Check each line of the material below, and copy it if it holds the string "full".

▶ _Material to process_:
[START]
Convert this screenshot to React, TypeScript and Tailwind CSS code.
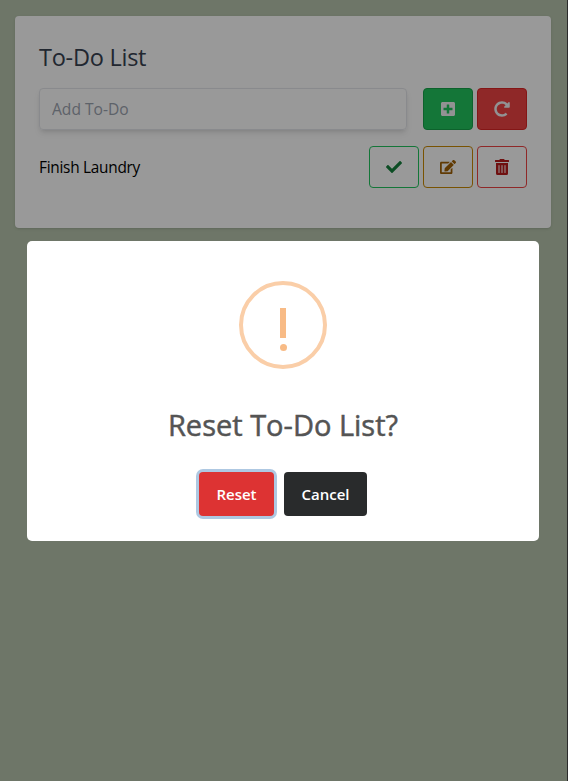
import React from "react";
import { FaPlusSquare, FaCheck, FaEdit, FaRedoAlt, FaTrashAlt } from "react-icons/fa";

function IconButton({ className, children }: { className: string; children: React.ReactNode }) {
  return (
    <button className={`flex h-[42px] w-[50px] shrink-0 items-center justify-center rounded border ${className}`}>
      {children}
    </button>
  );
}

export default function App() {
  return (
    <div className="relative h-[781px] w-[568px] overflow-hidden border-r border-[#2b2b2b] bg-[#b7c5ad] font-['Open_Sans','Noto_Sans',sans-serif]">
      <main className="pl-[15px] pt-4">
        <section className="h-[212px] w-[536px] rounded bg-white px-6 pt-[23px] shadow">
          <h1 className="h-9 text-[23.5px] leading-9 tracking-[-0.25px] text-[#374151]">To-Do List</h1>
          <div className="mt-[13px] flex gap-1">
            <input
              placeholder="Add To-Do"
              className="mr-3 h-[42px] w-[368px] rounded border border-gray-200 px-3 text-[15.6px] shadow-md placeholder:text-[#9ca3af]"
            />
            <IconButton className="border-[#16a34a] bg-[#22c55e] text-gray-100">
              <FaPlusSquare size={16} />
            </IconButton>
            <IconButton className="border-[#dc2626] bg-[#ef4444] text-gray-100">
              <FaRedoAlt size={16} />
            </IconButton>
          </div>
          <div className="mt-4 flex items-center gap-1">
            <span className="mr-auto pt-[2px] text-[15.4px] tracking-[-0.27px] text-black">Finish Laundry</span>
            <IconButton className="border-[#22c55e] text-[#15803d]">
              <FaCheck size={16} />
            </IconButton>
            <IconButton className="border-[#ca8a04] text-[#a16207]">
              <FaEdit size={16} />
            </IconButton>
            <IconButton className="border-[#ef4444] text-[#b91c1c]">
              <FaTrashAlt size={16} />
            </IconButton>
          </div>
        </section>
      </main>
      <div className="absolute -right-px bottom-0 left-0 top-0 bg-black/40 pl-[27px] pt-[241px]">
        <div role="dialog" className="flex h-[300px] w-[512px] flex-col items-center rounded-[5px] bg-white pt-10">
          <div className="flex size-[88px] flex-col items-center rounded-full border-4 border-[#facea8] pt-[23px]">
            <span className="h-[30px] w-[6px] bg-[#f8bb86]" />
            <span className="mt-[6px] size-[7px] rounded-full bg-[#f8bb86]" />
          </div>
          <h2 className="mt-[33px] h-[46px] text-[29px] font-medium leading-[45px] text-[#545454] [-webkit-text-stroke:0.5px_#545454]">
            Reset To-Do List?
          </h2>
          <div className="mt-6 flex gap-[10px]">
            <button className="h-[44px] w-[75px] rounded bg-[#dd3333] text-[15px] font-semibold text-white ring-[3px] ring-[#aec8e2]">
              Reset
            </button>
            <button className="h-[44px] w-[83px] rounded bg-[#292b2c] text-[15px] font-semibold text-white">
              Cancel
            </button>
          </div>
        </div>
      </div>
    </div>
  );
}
[END]
[START]
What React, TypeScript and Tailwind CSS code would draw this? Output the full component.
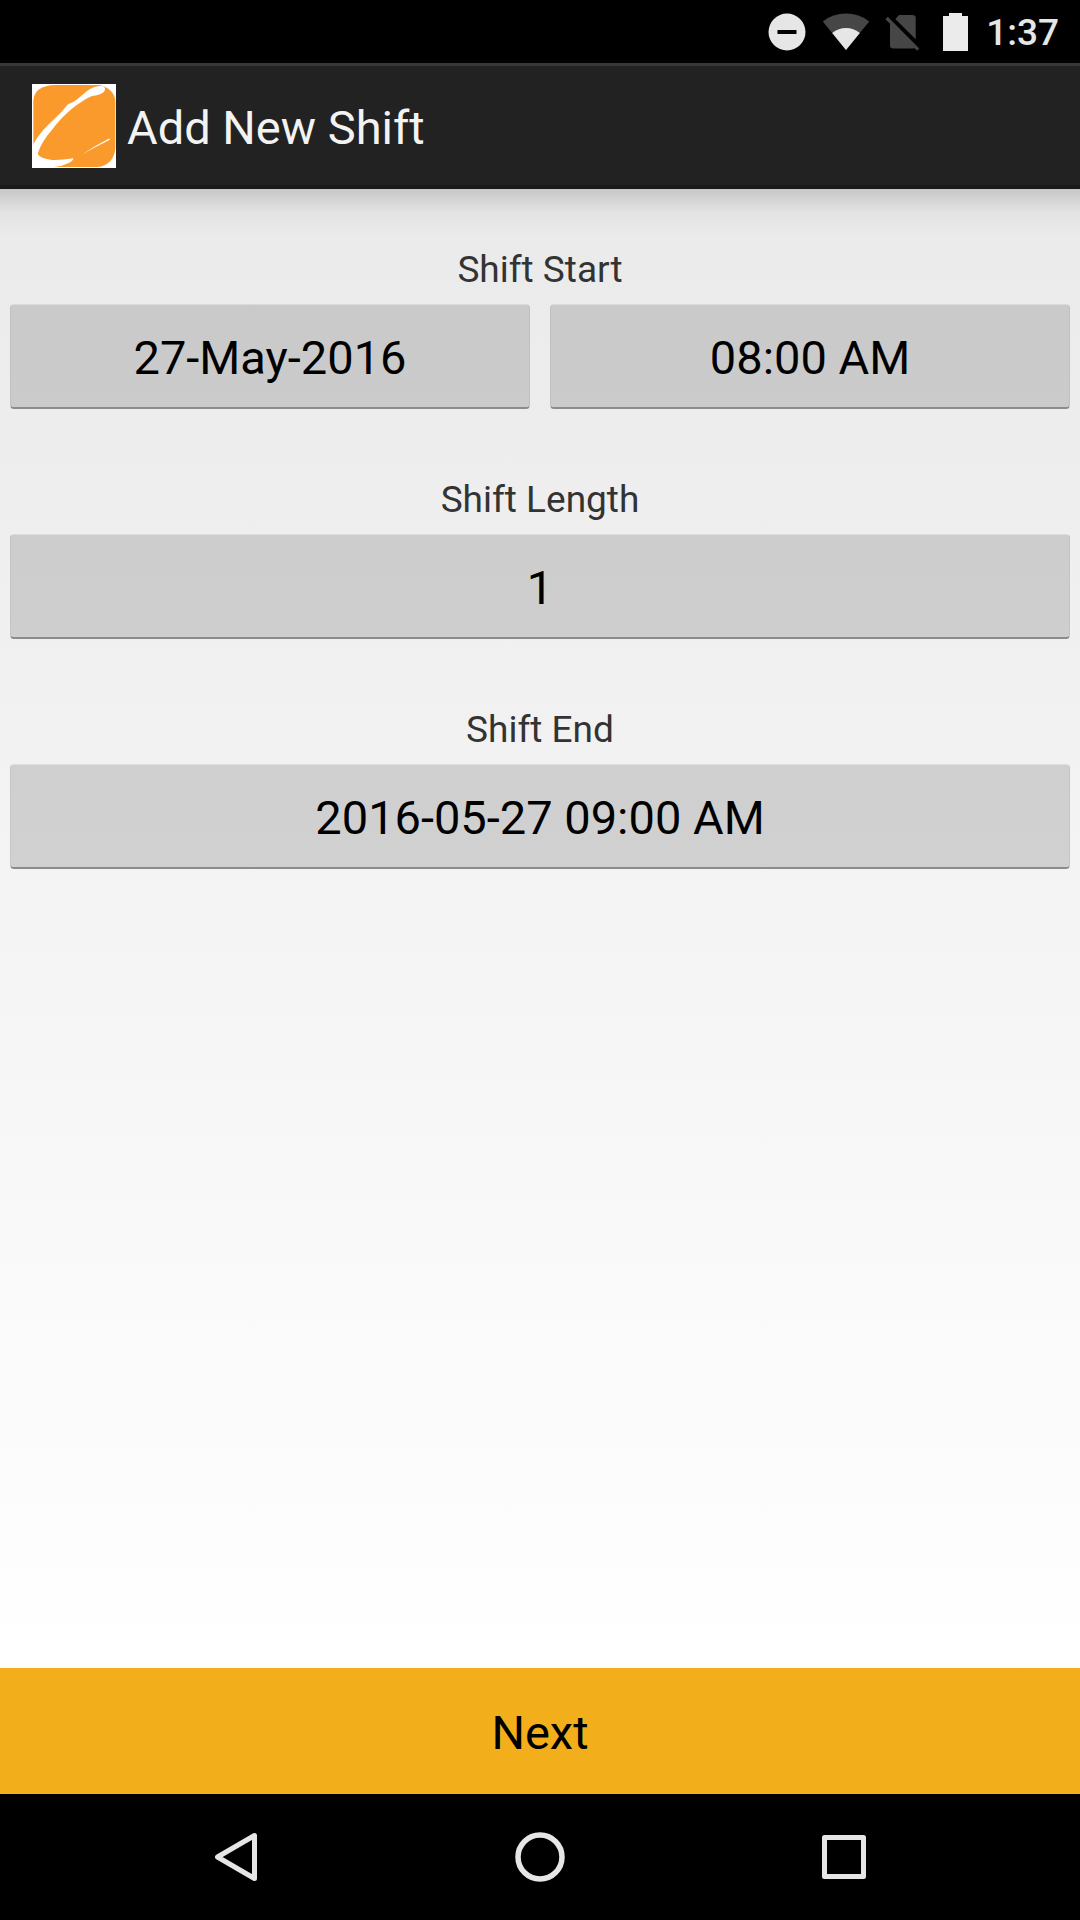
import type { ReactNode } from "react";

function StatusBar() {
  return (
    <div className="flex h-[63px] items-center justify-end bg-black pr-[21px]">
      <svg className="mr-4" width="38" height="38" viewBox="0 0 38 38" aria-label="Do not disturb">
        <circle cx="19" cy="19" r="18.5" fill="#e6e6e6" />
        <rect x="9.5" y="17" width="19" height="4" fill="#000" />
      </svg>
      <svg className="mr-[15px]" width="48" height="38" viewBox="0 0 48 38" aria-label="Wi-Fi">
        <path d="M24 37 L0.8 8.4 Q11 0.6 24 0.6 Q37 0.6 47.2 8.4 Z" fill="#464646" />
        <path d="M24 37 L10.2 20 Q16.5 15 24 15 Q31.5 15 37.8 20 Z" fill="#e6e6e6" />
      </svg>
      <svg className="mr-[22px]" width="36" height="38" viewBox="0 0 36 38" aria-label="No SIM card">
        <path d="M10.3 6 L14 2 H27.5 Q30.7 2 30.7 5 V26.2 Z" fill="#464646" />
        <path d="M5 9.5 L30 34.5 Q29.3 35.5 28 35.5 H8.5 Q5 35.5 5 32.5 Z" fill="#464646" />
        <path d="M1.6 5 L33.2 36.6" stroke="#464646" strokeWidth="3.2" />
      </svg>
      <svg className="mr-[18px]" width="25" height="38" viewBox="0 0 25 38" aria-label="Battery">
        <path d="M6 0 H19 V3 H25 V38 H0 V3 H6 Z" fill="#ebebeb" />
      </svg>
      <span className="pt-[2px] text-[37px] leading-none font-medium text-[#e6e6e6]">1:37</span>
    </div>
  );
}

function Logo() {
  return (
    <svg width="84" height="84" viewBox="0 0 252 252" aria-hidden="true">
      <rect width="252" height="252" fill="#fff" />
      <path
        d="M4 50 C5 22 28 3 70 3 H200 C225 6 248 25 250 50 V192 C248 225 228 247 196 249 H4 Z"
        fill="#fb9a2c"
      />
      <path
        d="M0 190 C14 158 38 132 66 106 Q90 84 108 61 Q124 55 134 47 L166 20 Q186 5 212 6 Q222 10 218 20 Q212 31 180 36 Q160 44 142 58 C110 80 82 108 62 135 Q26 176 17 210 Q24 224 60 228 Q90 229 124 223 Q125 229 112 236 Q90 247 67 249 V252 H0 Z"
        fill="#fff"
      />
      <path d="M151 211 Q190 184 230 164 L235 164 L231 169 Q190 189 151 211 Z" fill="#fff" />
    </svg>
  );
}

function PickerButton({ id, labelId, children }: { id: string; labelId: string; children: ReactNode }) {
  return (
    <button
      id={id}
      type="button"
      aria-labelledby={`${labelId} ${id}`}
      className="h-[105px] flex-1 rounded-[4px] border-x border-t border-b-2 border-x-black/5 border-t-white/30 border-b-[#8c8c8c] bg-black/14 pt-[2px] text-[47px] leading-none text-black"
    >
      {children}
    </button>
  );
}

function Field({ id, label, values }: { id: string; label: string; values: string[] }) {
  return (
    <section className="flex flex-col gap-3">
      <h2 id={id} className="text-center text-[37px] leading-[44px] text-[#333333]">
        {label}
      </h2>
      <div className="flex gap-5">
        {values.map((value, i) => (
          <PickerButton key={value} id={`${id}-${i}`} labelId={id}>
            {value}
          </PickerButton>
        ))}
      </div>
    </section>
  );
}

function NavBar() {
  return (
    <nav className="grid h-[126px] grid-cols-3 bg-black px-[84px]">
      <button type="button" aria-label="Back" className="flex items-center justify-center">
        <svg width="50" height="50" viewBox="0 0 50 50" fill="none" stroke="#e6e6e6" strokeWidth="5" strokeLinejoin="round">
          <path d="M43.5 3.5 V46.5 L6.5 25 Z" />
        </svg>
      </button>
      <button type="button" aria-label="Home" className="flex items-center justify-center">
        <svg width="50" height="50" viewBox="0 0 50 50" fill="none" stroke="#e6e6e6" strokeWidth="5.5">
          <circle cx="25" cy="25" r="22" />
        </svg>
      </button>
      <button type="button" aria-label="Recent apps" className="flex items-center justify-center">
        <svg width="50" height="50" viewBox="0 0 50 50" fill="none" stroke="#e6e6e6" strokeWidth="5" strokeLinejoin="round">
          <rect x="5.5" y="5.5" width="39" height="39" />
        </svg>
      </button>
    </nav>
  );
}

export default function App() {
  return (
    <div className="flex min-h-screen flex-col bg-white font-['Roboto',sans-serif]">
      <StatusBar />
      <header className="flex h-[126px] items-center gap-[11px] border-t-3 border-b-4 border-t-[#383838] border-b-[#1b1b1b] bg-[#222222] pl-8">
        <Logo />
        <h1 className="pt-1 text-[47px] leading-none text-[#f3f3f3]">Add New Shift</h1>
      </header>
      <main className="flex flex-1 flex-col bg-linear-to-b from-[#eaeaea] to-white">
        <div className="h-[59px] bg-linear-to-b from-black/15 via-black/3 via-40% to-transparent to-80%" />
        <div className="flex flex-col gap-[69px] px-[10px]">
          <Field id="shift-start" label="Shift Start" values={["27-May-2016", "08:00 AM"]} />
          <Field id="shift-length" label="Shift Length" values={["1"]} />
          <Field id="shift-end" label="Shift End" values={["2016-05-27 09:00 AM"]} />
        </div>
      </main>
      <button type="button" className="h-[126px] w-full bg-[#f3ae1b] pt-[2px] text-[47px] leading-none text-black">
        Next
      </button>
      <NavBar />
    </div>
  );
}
[END]
▶ _Answer to the task_:
          <div className="flex size-[88px] flex-col items-center rounded-full border-4 border-[#facea8] pt-[23px]">
            <span className="mt-[6px] size-[7px] rounded-full bg-[#f8bb86]" />
What React, TypeScript and Tailwind CSS code would draw this? Output the full component.
      <button type="button" className="h-[126px] w-full bg-[#f3ae1b] pt-[2px] text-[47px] leading-none text-black">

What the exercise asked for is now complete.